I delve further, flipping through well-worn pages, many of which were written by Gleason himself. One thing begins to stand out. The timing of the attack was peculiar. As it happened, the CIA’s entire Middle East contingent was hunkered down in a meeting room toward the front of the embassy. When the bomb exploded, the CIA’s Near East director, Robert Ames, and seven other CIA officers were killed.
Was the CIA meeting compromised? I open the “Unanswered Questions” file. There’s no evidence to show that Hezbollah knew of the meeting. Then again, with all the foreign nationals working in the embassy, it is quite possible that word of the meeting had been leaked. This question is a loose end, one of many stemming from the attack.

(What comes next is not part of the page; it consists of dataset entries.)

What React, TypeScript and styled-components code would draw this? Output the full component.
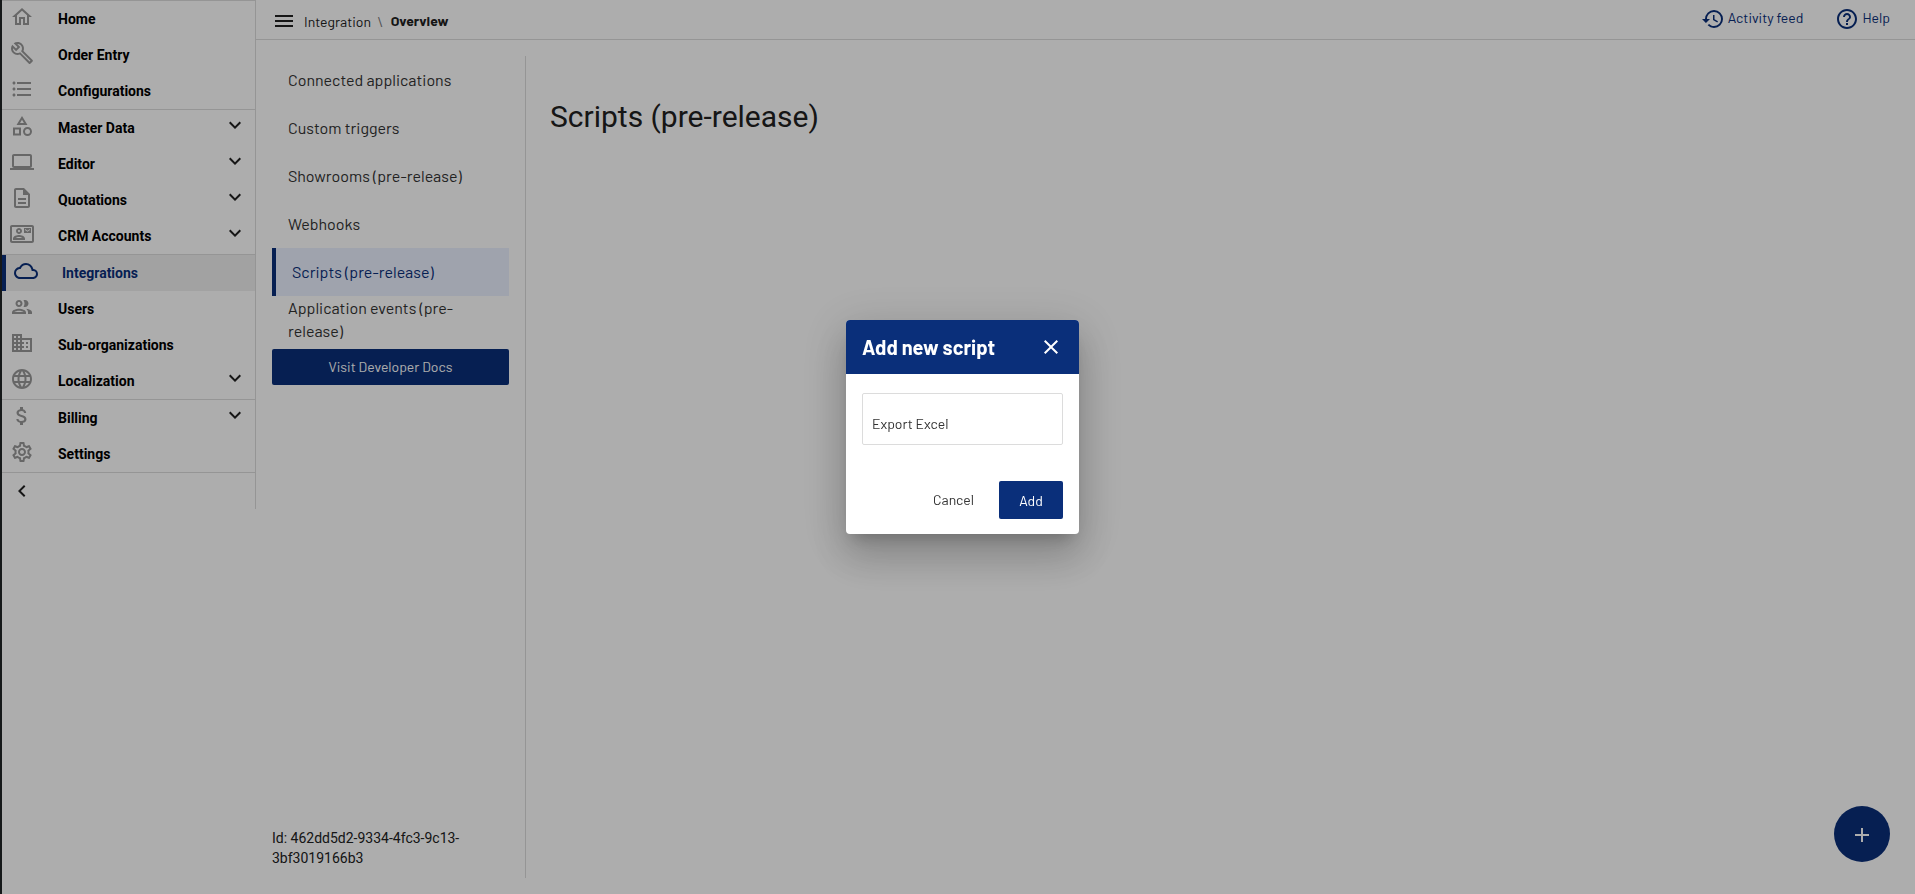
import React from 'react';
import styled, { createGlobalStyle, css } from 'styled-components';
import type { IconType } from 'react-icons';
import {
  MdOutlineHome,
  MdOutlineBuild,
  MdFormatListBulleted,
  MdOutlineCategory,
  MdLaptop,
  MdOutlineDescription,
  MdOutlineContactMail,
  MdOutlineCloud,
  MdOutlinePeople,
  MdBusiness,
  MdLanguage,
  MdAttachMoney,
  MdOutlineSettings,
  MdExpandMore,
  MdChevronLeft,
  MdMenu,
  MdHistory,
  MdHelpOutline,
  MdAdd,
  MdClose,
} from 'react-icons/md';

const navy = '#0a2f7a';
const line = '#dcdcdc';
const body = '"Barlow", Roboto, sans-serif';

const GlobalStyle = createGlobalStyle`
  *, *::before, *::after { box-sizing: border-box; }
  body { margin: 0; background: #fff; font-family: Roboto, sans-serif; font-size: 14px; color: #212121; }
  button, input { font: inherit; }
  a { color: inherit; text-decoration: none; }
  ul { list-style: none; margin: 0; padding: 0; }
`;

const Page = styled.div`
  display: flex;
  align-items: flex-start;
  min-height: 100vh;
  border-left: 2px solid #1f2426;
`;

const Sidebar = styled.nav`
  flex: 0 0 254px;
  border-right: 1px solid ${line};
`;

const NavGroup = styled.ul`
  border-top: 1px solid ${line};
`;

const NavLink = styled.a<{ $active?: boolean }>`
  display: flex;
  align-items: center;
  height: 36px;
  padding: 0 8px;
  font-weight: 700;
  color: #000;
  ${(p) =>
    p.$active &&
    css`
      border-left: 4px solid ${navy};
      background: #efefef;
      color: ${navy};
    `}
`;

const NavIcon = styled.span<{ $active?: boolean }>`
  display: flex;
  width: 48px;
  padding-bottom: 4px;
  font-size: 24px;
  color: ${(p) => (p.$active ? navy : '#999')};
`;

const NavLabel = styled.span`
  flex: 1;
`;

const Chevron = styled(MdExpandMore)`
  margin-bottom: 6px;
  font-size: 24px;
  color: #212121;
`;

const CollapseButton = styled.button`
  display: flex;
  align-items: center;
  width: 100%;
  height: 37px;
  padding: 0 8px;
  border: 0;
  border-top: 1px solid ${line};
  background: none;
  color: #212121;
  font-size: 24px;
`;

const Main = styled.div`
  display: flex;
  flex: 1;
  flex-direction: column;
  min-height: 100vh;
`;

const TopBar = styled.header`
  display: flex;
  align-items: center;
  height: 40px;
  padding: 0 25px 0 16px;
  border-bottom: 1px solid ${line};
  font-family: ${body};
`;

const MenuButton = styled.button`
  display: flex;
  padding: 2px 0 0;
  border: 0;
  background: none;
  color: #212121;
  font-size: 24px;
`;

const Breadcrumb = styled.div`
  display: flex;
  flex: 1;
  gap: 6px;
  padding: 4px 0 0 8px;
`;

const Separator = styled.span`
  padding-right: 2px;
  color: #777;
`;

const Current = styled.strong`
  padding-bottom: 2px;
  font-weight: 700;
  line-height: 15px;
`;

const TopLinks = styled.div`
  display: flex;
  gap: 32px;
  padding-bottom: 1px;
`;

const TopLink = styled.a`
  display: flex;
  align-items: center;
  gap: 3px;
  line-height: 22px;
  color: ${navy};

  svg { font-size: 24px; }
`;

const TopLinkText = styled.span`
  padding-bottom: 2px;
`;

const Content = styled.div`
  display: flex;
  flex: 1;
  padding: 16px;
`;

const SubNav = styled.aside`
  display: flex;
  flex-direction: column;
  width: 254px;
  padding-right: 16px;
  border-right: 1px solid ${line};
`;

const SubLink = styled.a<{ $active?: boolean }>`
  display: flex;
  align-items: center;
  height: 48px;
  padding: 0 16px 2px;
  font-family: ${body};
  font-size: 16px;
  line-height: 23px;
  color: #333;
  ${(p) =>
    p.$active &&
    css`
      border-left: 4px solid ${navy};
      background: #ebf1ff;
      color: ${navy};
    `}
`;

const DocsLink = styled.a`
  display: flex;
  align-items: center;
  justify-content: center;
  height: 36px;
  margin-top: 5px;
  padding-bottom: 2px;
  border-radius: 2px;
  background: ${navy};
  color: #fff;
  font-family: ${body};
`;

const OrgId = styled.p`
  margin: auto 0 0;
  padding-bottom: 10px;
  line-height: 20px;
`;

const Section = styled.main`
  flex: 1;
  padding: 39px 24px;
`;

const Title = styled.h1`
  margin: 0;
  font-size: 30px;
  font-weight: 400;
  line-height: 44px;
`;

const AddFab = styled.button`
  position: fixed;
  right: 25px;
  bottom: 32px;
  display: flex;
  align-items: center;
  justify-content: center;
  width: 56px;
  height: 56px;
  padding: 2px 0 0;
  border: 0;
  border-radius: 50%;
  background: ${navy};
  color: #fff;
  font-size: 24px;
`;

const Backdrop = styled.div`
  position: fixed;
  inset: 0;
  display: flex;
  align-items: center;
  justify-content: center;
  padding: 0 0 40px 10px;
  background: rgba(0, 0, 0, 0.32);
`;

const Dialog = styled.form`
  width: 233px;
  overflow: hidden;
  border-radius: 4px;
  background: #fff;
  font-family: ${body};
  color: #333;
  box-shadow: 0 11px 15px -7px rgba(0, 0, 0, 0.2), 0 24px 38px 3px rgba(0, 0, 0, 0.14),
    0 9px 46px 8px rgba(0, 0, 0, 0.12);
`;

const DialogHeader = styled.div`
  display: flex;
  align-items: center;
  justify-content: space-between;
  height: 54px;
  padding: 0 16px;
  background: ${navy};
  color: #fff;
`;

const DialogTitle = styled.h2`
  margin: 0;
  font-size: 20px;
  font-weight: 700;
`;

const CloseButton = styled.button`
  display: flex;
  padding: 0;
  border: 0;
  background: none;
  color: #fff;
  font-size: 24px;
`;

const DialogBody = styled.div`
  padding: 19px 16px 36px;
`;

const NameInput = styled.input`
  display: block;
  width: 100%;
  height: 52px;
  padding: 9px 9px 0;
  border: 1px solid ${line};
  border-radius: 2px;
  background: #fff;
  color: #333;
  outline: 0;
`;

const DialogActions = styled.div`
  display: flex;
  justify-content: flex-end;
  gap: 8px;
  padding: 0 16px 15px;
`;

const ActionButton = styled.button<{ $primary?: boolean }>`
  height: 38px;
  min-width: 64px;
  padding: ${(p) => (p.$primary ? '0 16px' : '0 17px 2px 16px')};
  border: 0;
  border-radius: 2px;
  background: ${(p) => (p.$primary ? navy : 'transparent')};
  color: ${(p) => (p.$primary ? '#fff' : '#333')};
`;

type NavEntry = { label: string; icon: IconType; expandable?: boolean; active?: boolean };

const navGroups: NavEntry[][] = [
  [
    { label: 'Home', icon: MdOutlineHome },
    { label: 'Order Entry', icon: MdOutlineBuild },
    { label: 'Configurations', icon: MdFormatListBulleted },
  ],
  [
    { label: 'Master Data', icon: MdOutlineCategory, expandable: true },
    { label: 'Editor', icon: MdLaptop, expandable: true },
    { label: 'Quotations', icon: MdOutlineDescription, expandable: true },
    { label: 'CRM Accounts', icon: MdOutlineContactMail, expandable: true },
  ],
  [
    { label: 'Integrations', icon: MdOutlineCloud, active: true },
    { label: 'Users', icon: MdOutlinePeople },
    { label: 'Sub-organizations', icon: MdBusiness },
    { label: 'Localization', icon: MdLanguage, expandable: true },
  ],
  [
    { label: 'Billing', icon: MdAttachMoney, expandable: true },
    { label: 'Settings', icon: MdOutlineSettings },
  ],
];

const subLinks = [
  'Connected applications',
  'Custom triggers',
  'Showrooms (pre-release)',
  'Webhooks',
  'Scripts (pre-release)',
  'Application events (pre-release)',
];

export default function App() {
  return (
    <>
      <GlobalStyle />
      <Page>
        <Sidebar aria-label="Main">
          {navGroups.map((group) => (
            <NavGroup key={group[0].label}>
              {group.map(({ label, icon: Icon, expandable, active }) => (
                <li key={label}>
                  <NavLink href="#" $active={active}>
                    <NavIcon $active={active}>
                      <Icon />
                    </NavIcon>
                    <NavLabel>{label}</NavLabel>
                    {expandable && <Chevron />}
                  </NavLink>
                </li>
              ))}
            </NavGroup>
          ))}
          <CollapseButton type="button" aria-label="Collapse menu">
            <MdChevronLeft />
          </CollapseButton>
        </Sidebar>
        <Main>
          <TopBar>
            <MenuButton type="button" aria-label="Menu">
              <MdMenu />
            </MenuButton>
            <Breadcrumb>
              <a href="#">Integration</a>
              <Separator>\</Separator>
              <Current>Overview</Current>
            </Breadcrumb>
            <TopLinks>
              <TopLink href="#">
                <MdHistory />
                <TopLinkText>Activity feed</TopLinkText>
              </TopLink>
              <TopLink href="#">
                <MdHelpOutline />
                <TopLinkText>Help</TopLinkText>
              </TopLink>
            </TopLinks>
          </TopBar>
          <Content>
            <SubNav>
              {subLinks.map((label) => (
                <SubLink key={label} href="#" $active={label === 'Scripts (pre-release)'}>
                  {label}
                </SubLink>
              ))}
              <DocsLink href="#">Visit Developer Docs</DocsLink>
              <OrgId>Id: 462dd5d2-9334-4fc3-9c13-3bf3019166b3</OrgId>
            </SubNav>
            <Section>
              <Title>Scripts (pre-release)</Title>
            </Section>
          </Content>
        </Main>
        <AddFab type="button" aria-label="Add script">
          <MdAdd />
        </AddFab>
      </Page>
      <Backdrop>
        <Dialog role="dialog" aria-labelledby="dialog-title" onSubmit={(e) => e.preventDefault()}>
          <DialogHeader>
            <DialogTitle id="dialog-title">Add new script</DialogTitle>
            <CloseButton type="button" aria-label="Close">
              <MdClose />
            </CloseButton>
          </DialogHeader>
          <DialogBody>
            <NameInput aria-label="Script name" defaultValue="Export Excel" />
          </DialogBody>
          <DialogActions>
            <ActionButton type="button">Cancel</ActionButton>
            <ActionButton type="submit" $primary>
              Add
            </ActionButton>
          </DialogActions>
        </Dialog>
      </Backdrop>
    </>
  );
}
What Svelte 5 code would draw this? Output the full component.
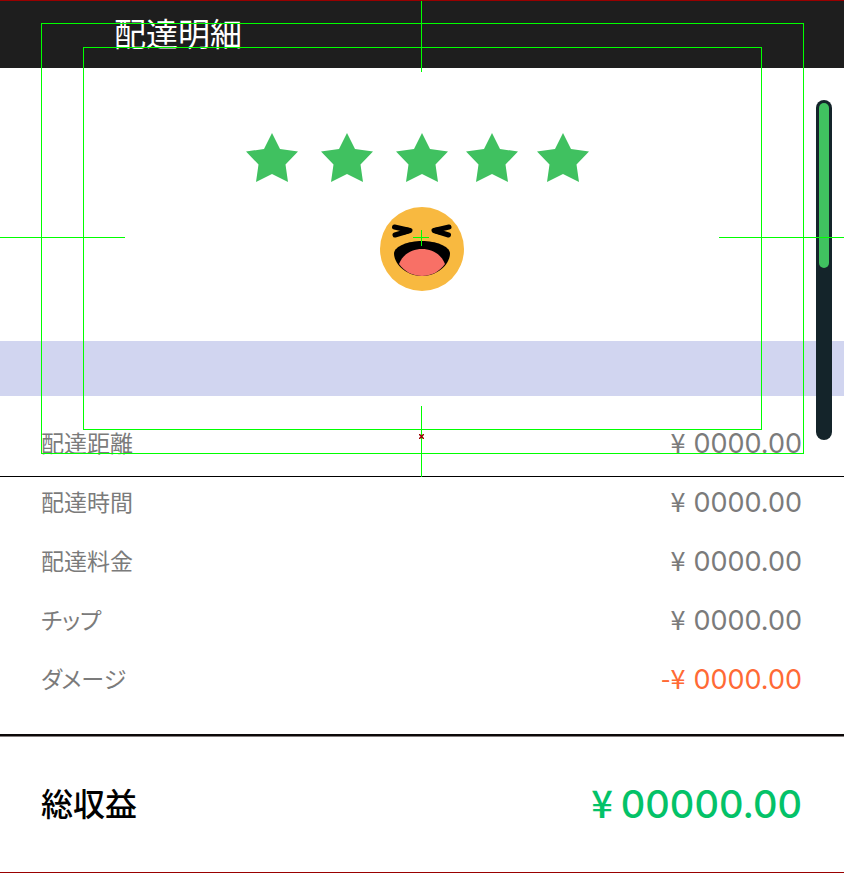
<script>
  const rows = [
    { label: '配達距離', amount: '0000.00' },
    { label: '配達時間', amount: '0000.00' },
    { label: '配達料金', amount: '0000.00' },
    { label: 'チップ', amount: '0000.00' },
    { label: 'ダメージ', amount: '0000.00', loss: true }
  ];
</script>

{#snippet star()}
  <svg class="star" viewBox="0 0 52 49" aria-hidden="true">
    <path d="M26 0 34 16 52 18.500 39.500 31.500 42 49 26 41 10 49 12.500 31.500 0 18.500 18 16Z" />
  </svg>
{/snippet}

<main class="screen">
  <header><h1>配達明細</h1></header>

  <section class="rating" aria-label="5 / 5">
    <div class="stars">
      <div class="near">{@render star()}{@render star()}{@render star()}</div>
      <div class="far">{@render star()}{@render star()}</div>
    </div>
    <svg class="face" viewBox="0 0 84 84" aria-hidden="true">
      <circle cx="42" cy="42" r="42" fill="#f8b940" />
      <g fill="none" stroke="#000" stroke-width="5" stroke-linecap="round" stroke-linejoin="round">
        <path d="M14.500 20 30 23.500 15 28" />
        <path d="M69 20 54 23.500 68.500 28" />
        <path d="M24 22.500 29 23.500 24 25M60 22.500 55 23.500 60 25" />
      </g>
      <path d="M14 46C15 39 28 34 42 34S69 39 70 46C70 58 57 69 42 69S14 58 14 46Z" />
      <path d="M19 57C23 47 32 42 42 42S61 47 65 57C60 64 52 69 42 69S24 64 19 57Z" fill="#f87066" />
    </svg>
  </section>

  <div class="band"></div>

  <dl class="rows">
    {#each rows as row}
      <div class="row" class:loss={row.loss}>
        <dt>{row.label}</dt>
        <dd>{#if row.loss}<span class="yen">-</span>{/if}<span class="yen">¥</span><span>{row.amount}</span></dd>
      </div>
    {/each}
  </dl>

  <dl class="total">
    <dt>総収益</dt>
    <dd><span class="yen">¥</span><span>00000.00</span></dd>
  </dl>

  <div class="scroll"><div class="thumb"></div></div>

  <div class="guides" aria-hidden="true">
    <div class="frame outer"></div>
    <div class="frame inner"></div>
    <i class="v top"></i>
    <i class="v bottom"></i>
    <i class="h left"></i>
    <i class="h right"></i>
    <i class="v mid"></i>
    <i class="h mid"></i>
    <svg class="pivot" viewBox="0 0 5 5"><path d="M0 0 5 5M5 0 0 5" stroke="#900" stroke-width="1.500" /></svg>
  </div>
</main>

<style>
  :global(body) { margin: 0; background: #fff; }
  .screen {
    position: relative;
    box-sizing: border-box;
    min-height: 100vh;
    overflow: hidden;
    border-bottom: 1px solid #900;
    font-family: 'Inter', 'Noto Sans CJK JP', sans-serif;
    color: #7b7b7b;
  }
  header {
    box-sizing: border-box;
    height: 68px;
    padding: 0 0 5px 114px;
    border-top: 1px solid #900;
    background: #1e1e1e;
    display: flex;
    align-items: center;
  }
  h1 {
    margin: 0;
    font: 400 32px/48px 'Noto Sans CJK JP', sans-serif;
    color: #fff;
  }
  .rating {
    display: flex;
    flex-direction: column;
    align-items: center;
    gap: 25px;
    padding: 65px 0 50px;
  }
  .stars { display: flex; gap: 18px; padding-right: 10px; }
  .near { display: flex; gap: 23px; }
  .far { display: flex; gap: 19px; }
  .star { display: block; width: 52px; height: 49px; fill: #40c160; }
  .face { display: block; width: 84px; height: 84px; }
  .band { height: 55px; background: #d1d5f0; }
  dl, dd { margin: 0; }
  .rows { padding: 16px 42px 27px 41px; border-bottom: 2px solid #0c0808; }
  .row { display: flex; justify-content: space-between; align-items: center; height: 59px; }
  dt {
    font: 400 23px/34px 'Noto Sans CJK JP', sans-serif;
    font-feature-settings: 'palt';
  }
  dd {
    display: flex;
    align-items: baseline;
    padding-top: 2px;
    font-size: 27px;
    line-height: 34px;
    font-weight: 400;
  }
  .yen { font-family: 'Noto Sans CJK JP', sans-serif; font-size: 27px; }
  .yen + span:last-child { margin-left: 8px; }
  .loss dd { color: #ff6a35; }
  .total {
    display: flex;
    box-sizing: border-box;
    justify-content: space-between;
    align-items: center;
    height: 136px;
    padding: 0 42px 4px 41px;
    box-shadow: inset 0 1px #857f7f;
  }
  .total dt { font-size: 32px; line-height: 48px; font-weight: 500; color: #000; }
  .total dd { font-size: 38px; line-height: 48px; font-weight: 500; color: #04c268; }
  .total .yen { font-size: 38px; }
  .scroll {
    position: absolute;
    top: 100px;
    right: 12px;
    box-sizing: border-box;
    width: 16px;
    height: 340px;
    padding: 3px;
    border-radius: 8px;
    background: #14242a;
  }
  .thumb { height: 165px; border-radius: 5px; background: #40c160; }
  .guides {
    position: absolute;
    inset: 0 0 auto;
    height: 476px;
    border-bottom: 1px solid #000;
    pointer-events: none;
  }
  .frame { position: absolute; border: 1px solid #0f0; }
  .outer { inset: 23px 40px 22px 41px; }
  .inner { inset: 47px 82px 46px 83px; }
  .guides i { position: absolute; background: #0f0; }
  .v { width: 1px; height: 71px; left: calc(50% - 1px); }
  .h { height: 1px; width: 125px; top: 237px; }
  .top { top: 1px; }
  .bottom { bottom: -1px; }
  .left { left: 0; }
  .right { right: 0; }
  .v.mid { top: 230px; height: 16px; }
  .h.mid { left: calc(50% - 9px); width: 16px; }
  .pivot { position: absolute; width: 5px; height: 5px; left: calc(50% - 3px); top: 434px; }
</style>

Coincidence or cunning? In the Dark World, our instructors told us, there are no coincidences. Nor will all the puzzle pieces ever fall into place. The best you can do is assemble what you have and try to divine the rest. This first file reinforces that training lesson.
Just before lunch, Gleason tells us the combination for the big blue door. “Don’t write it down. Just m
emorize it,” he says. Then he gives us the combinations to the safes under our desks. I hadn’t noticed mine until he mentioned it. They are for storing top-secret files we’re using. Every time we leave the office, the material on our desk needs to be locked up in these safes or returned to the dead bodies cabinets.
With those combination numbers rattling around in my head, I decide to take a short break. I head for the restroom out in the hallway on the other side of the big blue door. When I get there, Mullen is just coming out. As he slides through the doorway, he grimaces at me and mentions, “Gleason told me the Weather Underground blew this bathroom up back in ’75. Took out three entire offices.”
I’m working at ground zero of a terrorist attack. I hurry into the restroom as Mullen starts spinning the combo lock on the big blue door. I make a mental note not to spend too much time in this place—just in case.
Back in the office a few minutes later, I find Gleason eating and smoking at his desk. He manages to multitask in ways I’ve never seen before. He alternates stuffing a sandwich into his mouth between puffs on his smoke while writing notes on a cable. Periodically, he grabs a phone and barks at somebody in that foreign language of his.
I sit back down and begin reading again. Gleason asks, “Have you opened those two cases yet?”
“No, I’m still studying the files you gave me.”
“Beirut One or Two?”
“One.”
Gleason grunts and goes back to work.
There was a second attack in Beirut. I close the April 18, 1983, case folder and untie the other one Gleason had given me when I first came in. Sure enough, a year after the first bombing, Islamic Jihad scored another big victory against us. Already, Hezbollah and the Iranians had crippled our military effort in Beirut with another suicide bomb attack, this one aimed at the marine barracks near the airport. That was in October 1983. Two hundred and forty-one marines died in that attack. The destruction prompted the Reagan administration to pull our troops out of Lebanon. Hezbollah: 2, United States: 0.